Reserve Bank of New Zealand investigates illegal access of third-party system

Compromised data may include some commercially and personally sensitive information.
Written by Asha Barbaschow, Contributor

The Reserve Bank of New Zealand -- Te Pūtea Matua -- on Monday said it was still responding "with urgency" to an illegal breach of one of its systems.

The breach was of a third-party file sharing service provided by California-based Accellion. The bank uses its FTA file transfer product to share information with external stakeholders.

While the system has been secured and taken offline, and the breach described as contained, the Reserve Bank said it would take some time to determine the impact, with an analysis of the potentially affected information underway.

The bank is still looking to confirm the nature and extent of information that has been potentially accessed. It said compromised data may include some commercially and personally sensitive information.

The bank said it is communicating with system users about alternative ways to securely share data.

"We are actively working with domestic and international cybersecurity experts and other relevant authorities as part of our investigation. This includes the GCSB's National Cyber Security Centre which has been notified and is providing guidance and advice," Governor Adrian Orr said.
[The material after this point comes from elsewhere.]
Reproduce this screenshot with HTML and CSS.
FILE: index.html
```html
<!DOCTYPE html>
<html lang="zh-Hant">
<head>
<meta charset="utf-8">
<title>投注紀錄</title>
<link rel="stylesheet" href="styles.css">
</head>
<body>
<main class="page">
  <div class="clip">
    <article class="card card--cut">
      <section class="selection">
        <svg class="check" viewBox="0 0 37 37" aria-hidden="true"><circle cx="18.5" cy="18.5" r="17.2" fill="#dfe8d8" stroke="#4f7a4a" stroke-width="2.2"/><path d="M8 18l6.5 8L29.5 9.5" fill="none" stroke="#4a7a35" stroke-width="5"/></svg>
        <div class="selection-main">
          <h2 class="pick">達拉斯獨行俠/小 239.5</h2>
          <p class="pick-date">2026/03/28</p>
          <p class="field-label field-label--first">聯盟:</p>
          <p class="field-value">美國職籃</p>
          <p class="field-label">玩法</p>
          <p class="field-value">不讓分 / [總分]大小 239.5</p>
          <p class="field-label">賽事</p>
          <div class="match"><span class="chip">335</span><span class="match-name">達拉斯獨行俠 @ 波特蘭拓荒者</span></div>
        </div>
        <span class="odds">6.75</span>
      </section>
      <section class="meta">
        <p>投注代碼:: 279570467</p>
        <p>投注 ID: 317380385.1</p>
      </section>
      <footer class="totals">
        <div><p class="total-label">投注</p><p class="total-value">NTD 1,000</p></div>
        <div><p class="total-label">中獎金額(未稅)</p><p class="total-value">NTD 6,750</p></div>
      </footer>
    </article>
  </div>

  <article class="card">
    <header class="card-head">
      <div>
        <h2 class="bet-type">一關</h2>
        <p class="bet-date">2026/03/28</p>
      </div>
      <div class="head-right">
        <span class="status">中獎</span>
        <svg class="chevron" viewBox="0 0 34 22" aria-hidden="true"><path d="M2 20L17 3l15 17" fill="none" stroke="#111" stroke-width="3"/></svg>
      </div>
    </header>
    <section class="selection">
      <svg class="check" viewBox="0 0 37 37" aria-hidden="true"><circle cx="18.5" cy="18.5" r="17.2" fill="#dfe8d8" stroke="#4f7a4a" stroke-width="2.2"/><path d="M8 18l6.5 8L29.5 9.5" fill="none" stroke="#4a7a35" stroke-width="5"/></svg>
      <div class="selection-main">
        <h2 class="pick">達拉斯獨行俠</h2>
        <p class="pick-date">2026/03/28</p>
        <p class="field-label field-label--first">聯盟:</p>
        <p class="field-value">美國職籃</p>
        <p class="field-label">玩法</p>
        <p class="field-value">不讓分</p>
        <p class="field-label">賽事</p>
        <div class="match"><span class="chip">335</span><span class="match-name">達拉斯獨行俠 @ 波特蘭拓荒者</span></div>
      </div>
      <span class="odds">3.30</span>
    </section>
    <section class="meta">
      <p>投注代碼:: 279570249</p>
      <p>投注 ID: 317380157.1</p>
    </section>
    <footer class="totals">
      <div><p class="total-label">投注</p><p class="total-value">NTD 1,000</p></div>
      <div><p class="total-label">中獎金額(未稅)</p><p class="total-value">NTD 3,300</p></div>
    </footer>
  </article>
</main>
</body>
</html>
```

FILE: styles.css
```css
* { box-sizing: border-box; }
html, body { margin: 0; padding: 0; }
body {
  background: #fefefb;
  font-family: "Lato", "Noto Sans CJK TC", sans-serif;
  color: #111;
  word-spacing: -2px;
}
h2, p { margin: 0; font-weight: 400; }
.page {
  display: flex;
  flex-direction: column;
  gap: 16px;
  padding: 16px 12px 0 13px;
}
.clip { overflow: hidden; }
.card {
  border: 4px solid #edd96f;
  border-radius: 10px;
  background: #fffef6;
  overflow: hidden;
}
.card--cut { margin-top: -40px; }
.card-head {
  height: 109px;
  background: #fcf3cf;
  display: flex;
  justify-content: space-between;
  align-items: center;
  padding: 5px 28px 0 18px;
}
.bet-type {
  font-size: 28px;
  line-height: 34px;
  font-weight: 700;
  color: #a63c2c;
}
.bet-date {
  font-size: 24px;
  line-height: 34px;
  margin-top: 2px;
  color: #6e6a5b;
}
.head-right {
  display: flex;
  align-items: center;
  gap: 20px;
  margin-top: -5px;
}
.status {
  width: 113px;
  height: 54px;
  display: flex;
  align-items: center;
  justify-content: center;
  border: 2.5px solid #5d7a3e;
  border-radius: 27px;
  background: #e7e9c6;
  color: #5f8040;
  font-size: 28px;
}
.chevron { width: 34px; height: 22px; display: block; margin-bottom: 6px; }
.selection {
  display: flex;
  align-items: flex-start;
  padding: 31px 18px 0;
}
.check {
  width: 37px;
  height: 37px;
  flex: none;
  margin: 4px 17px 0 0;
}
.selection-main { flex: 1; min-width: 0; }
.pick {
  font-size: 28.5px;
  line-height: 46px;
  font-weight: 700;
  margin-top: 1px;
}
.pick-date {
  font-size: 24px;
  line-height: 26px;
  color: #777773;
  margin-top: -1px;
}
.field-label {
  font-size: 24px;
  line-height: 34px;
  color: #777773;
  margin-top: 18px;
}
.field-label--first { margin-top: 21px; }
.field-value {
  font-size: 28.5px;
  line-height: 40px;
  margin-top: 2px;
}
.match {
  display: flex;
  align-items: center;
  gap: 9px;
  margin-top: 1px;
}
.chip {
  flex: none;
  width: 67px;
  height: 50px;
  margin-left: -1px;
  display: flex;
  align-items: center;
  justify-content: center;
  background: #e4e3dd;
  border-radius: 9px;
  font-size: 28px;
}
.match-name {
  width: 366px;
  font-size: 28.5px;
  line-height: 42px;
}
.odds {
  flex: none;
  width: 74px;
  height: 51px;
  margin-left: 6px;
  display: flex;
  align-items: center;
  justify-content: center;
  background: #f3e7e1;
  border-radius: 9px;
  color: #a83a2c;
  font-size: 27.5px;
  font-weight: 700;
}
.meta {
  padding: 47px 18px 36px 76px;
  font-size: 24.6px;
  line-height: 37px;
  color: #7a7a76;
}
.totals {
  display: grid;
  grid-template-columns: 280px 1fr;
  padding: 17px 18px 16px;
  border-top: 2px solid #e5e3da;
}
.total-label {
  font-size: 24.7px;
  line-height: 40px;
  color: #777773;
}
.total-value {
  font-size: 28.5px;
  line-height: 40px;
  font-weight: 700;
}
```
"We have been advised by the third party provider that this wasn't a specific attack on the Reserve Bank, and other users of the file sharing application were also compromised."

Orr said providing further details could adversely affect the investigation and the steps being taken to mitigate the breach.

"We recognise the public interest in this incident however we are not in a position to provide further details at this time," he said.

The Reserve Bank disclosed the breach on Sunday.

Across the ditch in Australia, it was reported last week that private details of every Tasmanian who has called an ambulance since November last year were published online by a third party. The ABC said the list, appearing as Ambulance Tasmania's paging system -- which has since been taken offline -- was still updating each time paramedics are dispatched.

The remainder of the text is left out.